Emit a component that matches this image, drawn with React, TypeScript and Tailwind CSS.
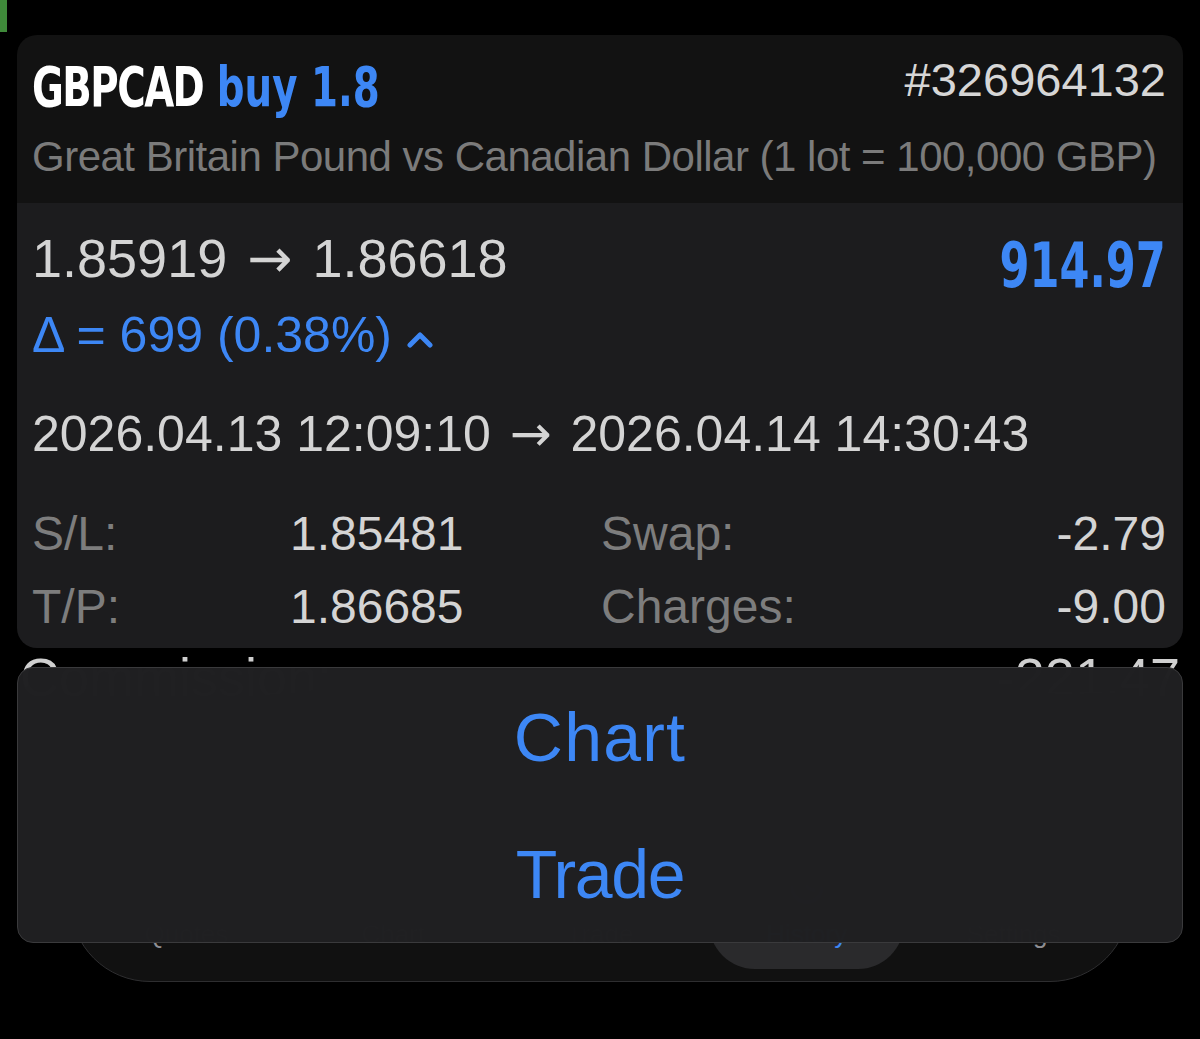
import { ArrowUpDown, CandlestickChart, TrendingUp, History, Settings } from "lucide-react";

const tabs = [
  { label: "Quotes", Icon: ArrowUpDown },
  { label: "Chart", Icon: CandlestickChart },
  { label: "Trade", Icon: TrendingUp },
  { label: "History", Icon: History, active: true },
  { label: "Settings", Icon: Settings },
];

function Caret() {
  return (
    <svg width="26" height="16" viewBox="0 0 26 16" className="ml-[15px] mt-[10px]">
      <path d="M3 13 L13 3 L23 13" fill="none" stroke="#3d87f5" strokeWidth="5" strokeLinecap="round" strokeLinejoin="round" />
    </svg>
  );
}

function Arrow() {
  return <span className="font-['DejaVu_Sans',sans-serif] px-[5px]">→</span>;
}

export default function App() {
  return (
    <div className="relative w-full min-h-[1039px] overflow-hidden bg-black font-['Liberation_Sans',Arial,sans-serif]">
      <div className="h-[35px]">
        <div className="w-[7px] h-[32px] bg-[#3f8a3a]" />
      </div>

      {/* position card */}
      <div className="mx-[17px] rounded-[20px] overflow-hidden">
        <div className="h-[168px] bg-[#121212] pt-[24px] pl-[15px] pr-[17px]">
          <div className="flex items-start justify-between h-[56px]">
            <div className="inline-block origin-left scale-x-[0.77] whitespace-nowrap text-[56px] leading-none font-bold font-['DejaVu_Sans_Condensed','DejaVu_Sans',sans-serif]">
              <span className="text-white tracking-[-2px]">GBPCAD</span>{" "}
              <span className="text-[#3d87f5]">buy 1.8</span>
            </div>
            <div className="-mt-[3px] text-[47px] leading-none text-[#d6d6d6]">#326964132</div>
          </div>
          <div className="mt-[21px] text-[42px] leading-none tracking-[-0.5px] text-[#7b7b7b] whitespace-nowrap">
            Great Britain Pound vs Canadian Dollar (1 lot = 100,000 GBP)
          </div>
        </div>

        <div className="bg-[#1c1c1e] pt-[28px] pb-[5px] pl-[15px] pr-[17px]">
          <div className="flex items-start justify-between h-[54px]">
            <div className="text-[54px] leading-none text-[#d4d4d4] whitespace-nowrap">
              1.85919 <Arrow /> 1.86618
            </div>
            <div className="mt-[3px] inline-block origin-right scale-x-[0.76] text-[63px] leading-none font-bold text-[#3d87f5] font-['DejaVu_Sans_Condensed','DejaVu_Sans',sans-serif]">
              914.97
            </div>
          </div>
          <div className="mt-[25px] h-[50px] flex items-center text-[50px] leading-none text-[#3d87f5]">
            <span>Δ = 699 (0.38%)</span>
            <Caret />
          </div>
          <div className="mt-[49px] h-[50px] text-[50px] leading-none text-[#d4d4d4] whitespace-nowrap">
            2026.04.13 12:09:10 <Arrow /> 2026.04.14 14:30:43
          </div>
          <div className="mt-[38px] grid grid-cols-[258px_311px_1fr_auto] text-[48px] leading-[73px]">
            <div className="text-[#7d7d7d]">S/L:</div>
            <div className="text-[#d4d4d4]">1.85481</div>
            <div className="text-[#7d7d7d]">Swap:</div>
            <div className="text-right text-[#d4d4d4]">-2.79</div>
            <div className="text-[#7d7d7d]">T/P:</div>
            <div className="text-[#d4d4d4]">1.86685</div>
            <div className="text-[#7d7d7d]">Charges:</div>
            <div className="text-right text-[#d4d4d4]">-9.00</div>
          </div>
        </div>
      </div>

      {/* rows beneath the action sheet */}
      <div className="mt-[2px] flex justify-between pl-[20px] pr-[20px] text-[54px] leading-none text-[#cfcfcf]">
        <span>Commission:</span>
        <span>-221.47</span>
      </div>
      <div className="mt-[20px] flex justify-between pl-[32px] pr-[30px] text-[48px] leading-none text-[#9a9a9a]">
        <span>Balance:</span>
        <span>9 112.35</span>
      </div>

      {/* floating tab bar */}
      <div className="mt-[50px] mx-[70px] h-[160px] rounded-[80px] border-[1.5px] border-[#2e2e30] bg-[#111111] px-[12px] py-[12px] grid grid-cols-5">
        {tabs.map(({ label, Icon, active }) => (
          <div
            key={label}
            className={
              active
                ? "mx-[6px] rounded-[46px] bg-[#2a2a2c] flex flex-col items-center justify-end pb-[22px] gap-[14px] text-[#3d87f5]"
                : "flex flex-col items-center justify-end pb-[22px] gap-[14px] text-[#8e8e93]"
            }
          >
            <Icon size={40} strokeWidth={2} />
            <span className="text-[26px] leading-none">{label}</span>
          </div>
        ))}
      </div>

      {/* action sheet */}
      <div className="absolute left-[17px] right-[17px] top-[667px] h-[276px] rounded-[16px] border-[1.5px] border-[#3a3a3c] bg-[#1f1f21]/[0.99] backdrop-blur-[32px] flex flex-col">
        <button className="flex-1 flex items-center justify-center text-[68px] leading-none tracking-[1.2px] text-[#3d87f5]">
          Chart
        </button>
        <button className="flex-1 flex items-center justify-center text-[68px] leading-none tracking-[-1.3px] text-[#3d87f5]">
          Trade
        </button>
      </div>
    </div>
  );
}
########################################
Work to complete | Reproduce the data above word for word from its first line through the line that holds "TrendingUp, History, Settings", both ends included; skip pictures.

Task response |
Emit a component that matches this image, drawn with React, TypeScript and Tailwind CSS.
import { ArrowUpDown, CandlestickChart, TrendingUp, History, Settings } from "lucide-react";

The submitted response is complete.